The sour song George Harrison wrote for The Beatles that turned pop music on its head
It took a little while for the spiritual and sublime songwriting talent of George Harrison to emerge from The Beatles. Harrison, often dubbed the ‘Quiet Beatle’, was being rather more contemplative than subdued as he soon delivered a plethora of songs, both with and without The Beatles, that would concern the spiritual balance of the modern world. One of his first songs for the band was similarly steeped in the subtleties of spirituality and turned pop music on its head upon its release.
The Fab Four made their name on the back of some seriously rigid rock ‘n’ roll tropes. Those tropes acted as themes for much of the band’s early songwriting. Simply put, if it didn’t mention girls, cars and listening to music, the song was destined to be a chart flop. It was something that had clearly been playing on George Harrison’s mind when he wrote the song ‘Think For Yourself’ for The Beatles album Rubber Soul.

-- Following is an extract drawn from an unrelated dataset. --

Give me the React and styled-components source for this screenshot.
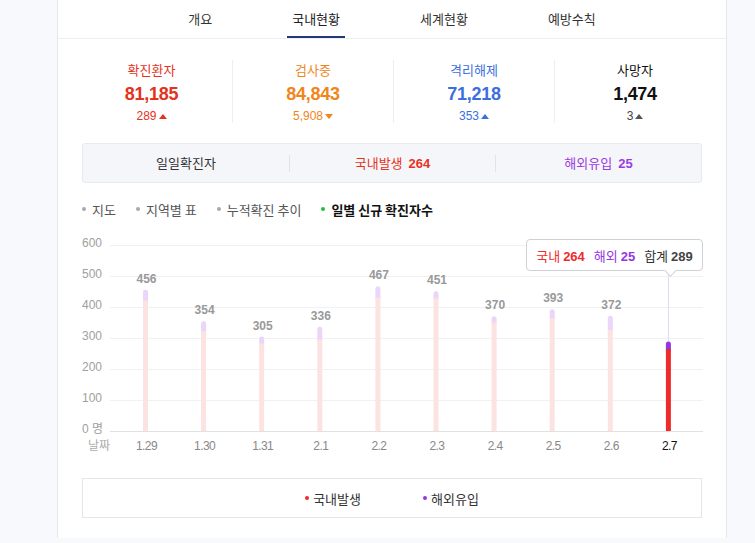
import React from 'react'
import styled, { createGlobalStyle } from 'styled-components'

const KR = `"Noto Sans CJK KR", "Liberation Sans", sans-serif`
const NUM = `"Liberation Sans", "Noto Sans CJK KR", sans-serif`

const RED = '#ee2b2b'
const PURPLE = '#9436e3'

const GlobalStyle = createGlobalStyle`
    html, body {
        margin: 0;
        padding: 0;
        background: #f8f9fc;
    }
    body {
        font-family: ${KR};
        color: #222;
    }
`

const Page = styled.div`
    width: 755px;
    height: 543px;
    overflow: hidden;
`

const Card = styled.div`
    margin-left: 57px;
    width: 670px;
    height: 538px;
    background: #fff;
    border-left: 1px solid #e6e7ec;
    border-right: 1px solid #e6e7ec;
    box-sizing: border-box;
`

const Tabs = styled.div`
    display: flex;
    justify-content: center;
    gap: 70px;
    height: 38px;
    border-bottom: 1px solid #eceef2;
`

const Tab = styled.div`
    padding: 0 5px;
    font-size: 13px;
    line-height: 38px;
    color: ${props => (props.active ? '#222' : '#333')};
    box-shadow: ${props => (props.active ? 'inset 0 -2px 0 #1f3b73' : 'none')};
`

const Body = styled.div`
    padding: 0 24px;
`

const Stats = styled.div`
    display: grid;
    grid-template-columns: repeat(4, 1fr);
    margin: 21px -13px 0 -11px;
`

const Stat = styled.div`
    display: flex;
    flex-direction: column;
    align-items: center;
    height: 63px;
    border-left: ${props => (props.first ? 'none' : '1px solid #eceef2')};
    color: ${props => props.color};
`

const StatLabel = styled.div`
    font-size: 13px;
    line-height: 18px;
    margin-top: 1px;
`

const StatNumber = styled.div`
    font-family: ${NUM};
    font-weight: bold;
    font-size: 18px;
    letter-spacing: -0.3px;
    line-height: 22px;
    margin-top: 4px;
`

const StatDiff = styled.div`
    font-family: ${NUM};
    font-size: 12px;
    line-height: 16px;
    margin-top: 3px;
    color: ${props => props.color};
    display: flex;
    align-items: center;
    gap: 2px;
`

const Tri = styled.span`
    width: 0;
    height: 0;
    border-left: 4px solid transparent;
    border-right: 4px solid transparent;
    ${props =>
        props.down
            ? `border-top: 5px solid ${props.color};`
            : `border-bottom: 5px solid ${props.color};`}
`

const Daily = styled.div`
    margin-top: 20px;
    height: 40px;
    display: grid;
    grid-template-columns: repeat(3, 1fr);
    align-items: center;
    background: #f5f6fa;
    border: 1px solid #e8eaef;
    border-radius: 3px;
    box-sizing: border-box;
`

const DailyCell = styled.div`
    text-align: center;
    font-size: 13px;
    color: ${props => props.color};
    border-left: ${props => (props.first ? 'none' : '1px solid #e1e3e8')};
    line-height: 16px;

    b {
        font-family: ${NUM};
        font-weight: bold;
        margin-left: 6px;
    }
`

const ChartTabs = styled.div`
    display: flex;
    gap: 20px;
    margin-top: 16px;
    height: 20px;
    align-items: center;
`

const ChartTab = styled.div`
    display: flex;
    align-items: center;
    gap: 6px;
    font-size: 13px;
    color: ${props => (props.active ? '#111' : '#555')};
    font-weight: ${props => (props.active ? 'bold' : 'normal')};

    &::before {
        content: '';
        width: 4px;
        height: 4px;
        border-radius: 50%;
        background: ${props => (props.active ? '#1cc23a' : '#aaa')};
    }
`

const ChartWrap = styled.div`
    position: relative;
    margin-top: 17px;
    height: 222px;
`

const Tooltip = styled.div`
    position: absolute;
    left: 444px;
    top: 3px;
    width: 177px;
    height: 32px;
    box-sizing: border-box;
    background: #fff;
    border: 1px solid #cfd1d6;
    border-radius: 4px;
    display: flex;
    align-items: center;
    justify-content: center;
    gap: 9px;
    font-size: 13px;

    &::after {
        content: '';
        position: absolute;
        left: 139px;
        bottom: -5px;
        width: 8px;
        height: 8px;
        background: #fff;
        border-right: 1px solid #cfd1d6;
        border-bottom: 1px solid #cfd1d6;
        transform: rotate(45deg);
    }
`

const TipItem = styled.span`
    color: ${props => props.color};

    b {
        font-family: ${NUM};
        font-weight: bold;
        color: ${props => props.numColor || props.color};
    }
`

const Legend = styled.div`
    margin-top: 20px;
    height: 40px;
    border: 1px solid #e5e6ea;
    box-sizing: border-box;
    display: flex;
    justify-content: center;
    align-items: center;
    gap: 62px;
`

const LegendItem = styled.div`
    display: flex;
    align-items: center;
    gap: 4px;
    font-size: 13px;
    color: #333;

    &::before {
        content: '';
        width: 4px;
        height: 4px;
        border-radius: 50%;
        background: ${props => props.color};
    }
`

const days = [
    { d: '1.29', total: 456, ov: 35 },
    { d: '1.30', total: 354, ov: 32 },
    { d: '1.31', total: 305, ov: 23 },
    { d: '2.1', total: 336, ov: 41 },
    { d: '2.2', total: 467, ov: 36 },
    { d: '2.3', total: 451, ov: 23 },
    { d: '2.4', total: 370, ov: 20 },
    { d: '2.5', total: 393, ov: 29 },
    { d: '2.6', total: 372, ov: 46 },
    { d: '2.7', total: 289, ov: 25 },
]

const BASE = 195
const SCALE = 0.31

function Chart() {
    // chart coordinates are relative to the plot wrapper (page x 82, y 236)
    const ticks = [600, 500, 400, 300, 200, 100, 0]
    const xOf = i => 63.5 + i * 58.1
    const last = days.length - 1

    return (
        <svg width="622" height="222" style={{ display: 'block' }}>
            {ticks.map(t => (
                <g key={t}>
                    <line
                        x1="28"
                        x2="621"
                        y1={BASE - t * SCALE + 0.5}
                        y2={BASE - t * SCALE + 0.5}
                        stroke={t === 0 ? '#e0e1e5' : '#f0f1f5'}
                    />
                    <text
                        x="0"
                        y={BASE - t * SCALE - 1}
                        fontSize="12"
                        fill="#a0a0a0"
                        fontFamily={NUM}
                        dominantBaseline="middle"
                    >
                        {t === 0 ? '0 명' : t}
                    </text>
                </g>
            ))}
            <line
                x1={xOf(last)}
                x2={xOf(last)}
                y1="35"
                y2={BASE - days[last].total * SCALE}
                stroke="#dcdcef"
            />
            {days.map((day, i) => {
                const x = xOf(i)
                const active = i === last
                const top = BASE - day.total * SCALE
                const split = BASE - (day.total - day.ov) * SCALE
                return (
                    <g key={day.d}>
                        <rect
                            x={x - 2.5}
                            y={top}
                            width="5"
                            height={split - top + 3}
                            rx="2.5"
                            fill={active ? PURPLE : '#e9d6f8'}
                        />
                        <rect
                            x={x - 2.5}
                            y={split}
                            width="5"
                            height={BASE - split}
                            fill={active ? RED : '#fde2e2'}
                        />
                        {!active && (
                            <text
                                x={x + 1}
                                y={top - 10}
                                fontSize="12"
                                fontWeight="bold"
                                fill="#999"
                                fontFamily={NUM}
                                textAnchor="middle"
                                dominantBaseline="middle"
                            >
                                {day.total}
                            </text>
                        )}
                        <text
                            x={x + 1}
                            y="211"
                            fontSize="12"
                            fill={active ? '#111' : '#888'}
                            fontFamily={NUM}
                            textAnchor="middle"
                            dominantBaseline="middle"
                            letterSpacing="-0.6"
                        >
                            {day.d}
                        </text>
                    </g>
                )
            })}
            <text
                x="6"
                y="211"
                fontSize="12"
                fill="#aaa"
                fontFamily={KR}
                dominantBaseline="middle"
            >
                날짜
            </text>
        </svg>
    )
}

const stats = [
    { label: '확진환자', num: '81,185', diff: '289', color: '#e4321b', down: false },
    { label: '검사중', num: '84,843', diff: '5,908', color: '#f0861b', down: true },
    { label: '격리해제', num: '71,218', diff: '353', color: '#3b6fe0', down: false },
    { label: '사망자', num: '1,474', diff: '3', color: '#111', diffColor: '#444', triColor: '#555', down: false },
]

export default function App() {
    return (
        <Page>
            <GlobalStyle />
            <Card>
                <Tabs>
                    <Tab>개요</Tab>
                    <Tab active>국내현황</Tab>
                    <Tab>세계현황</Tab>
                    <Tab>예방수칙</Tab>
                </Tabs>
                <Body>
                    <Stats>
                        {stats.map((s, i) => (
                            <Stat key={s.label} first={i === 0} color={s.color}>
                                <StatLabel>{s.label}</StatLabel>
                                <StatNumber>{s.num}</StatNumber>
                                <StatDiff color={s.diffColor || s.color}>
                                    {s.diff}
                                    <Tri down={s.down} color={s.triColor || s.color} />
                                </StatDiff>
                            </Stat>
                        ))}
                    </Stats>
                    <Daily>
                        <DailyCell first color="#333">
                            일일확진자
                        </DailyCell>
                        <DailyCell color="#e8321e">
                            국내발생<b>264</b>
                        </DailyCell>
                        <DailyCell color="#9b3be0">
                            해외유입<b>25</b>
                        </DailyCell>
                    </Daily>
                    <ChartTabs>
                        <ChartTab>지도</ChartTab>
                        <ChartTab>지역별 표</ChartTab>
                        <ChartTab>누적확진 추이</ChartTab>
                        <ChartTab active>일별 신규 확진자수</ChartTab>
                    </ChartTabs>
                    <ChartWrap>
                        <Chart />
                        <Tooltip>
                            <TipItem color={RED}>
                                국내 <b>264</b>
                            </TipItem>
                            <TipItem color={PURPLE}>
                                해외 <b>25</b>
                            </TipItem>
                            <TipItem color="#333" numColor="#444">
                                합계 <b>289</b>
                            </TipItem>
                        </Tooltip>
                    </ChartWrap>
                    <Legend>
                        <LegendItem color={RED}>국내발생</LegendItem>
                        <LegendItem color={PURPLE}>해외유입</LegendItem>
                    </Legend>
                </Body>
            </Card>
        </Page>
    )
}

The album is largely seen as the moment The Beatles did away with their perceived boyband image and instead began chasing artistic integrity above all else. The group had dominated the charts for a few years now and the idea of writing yet more pop songs about being in love or going on saccharine dates made the group baulk. Instead, John Lennon and Paul McCartney began investing their own life into the work and, it appears, so did George Harrison.
It’s not one of Harrison’s most famous Beatles song, in fact, it may be his least famous. But ‘Think For Yourself’ is quite possibly the archetypal tune for the composer, not only delivering a thought-provoking piece of pop but adding a touch of sourness to proceedings too. “‘Think For Yourself’ must be written about somebody from the sound of it,” hazily recalled Harrison in his autobiography I, Me, Mine, “But all this time later I don’t quite recall who inspired that tune. Probably the government.”
It would be a strange case if the government did inspire the song as it is largely considered one of the first true break-up songs, meaning that it’s not a love song for heartbroken teens but written about a pure moment of heartbreak. Lyrically, the song is loaded with more negative words than The Beatles were used to with “misery,” “lies,” and “ruins” all being featured in the lyrics. While it may seem a little trite in 2020, rest assured it was akin to a revolutionary idea in 1965.
The song was also notable for Paul McCartney’s use of a ‘fuzz box’ — a decision that would be a pioneering one when the band were pushing forward: “Paul used a fuzz box on the bass on ‘Think For Yourself’. When Phil Spector was making ‘Zip-A-Dee-Doo-Dah’, the engineer who’s set up the track overloaded the microphone on the guitar player and it became very distorted,” remembered Harrison.
“Phil Spector said, ‘Leave it like that, it’s great’,” the guitarist added, “Some years later everyone started to try to copy that sound and so they invented the fuzz box. We had one and tried the bass through it and it sounded really good.” The band took the sound and began to experiment more intently within the studio, it would pave the way for perhaps The Beatles’ most experimental LP, Revolver.
John Lennon and Paul McCartney were the kings of pop music in 1965. A partnership that churned out chart-topping hits with considerable ease. By 1965, they had begun to change their style but, it would seem, George Harrison, despite being regarded as a secondary songwriter at the time, was already three steps ahead of them, deliberately subverting pop’s longest-held tropes and producing a high-quality track at the same time.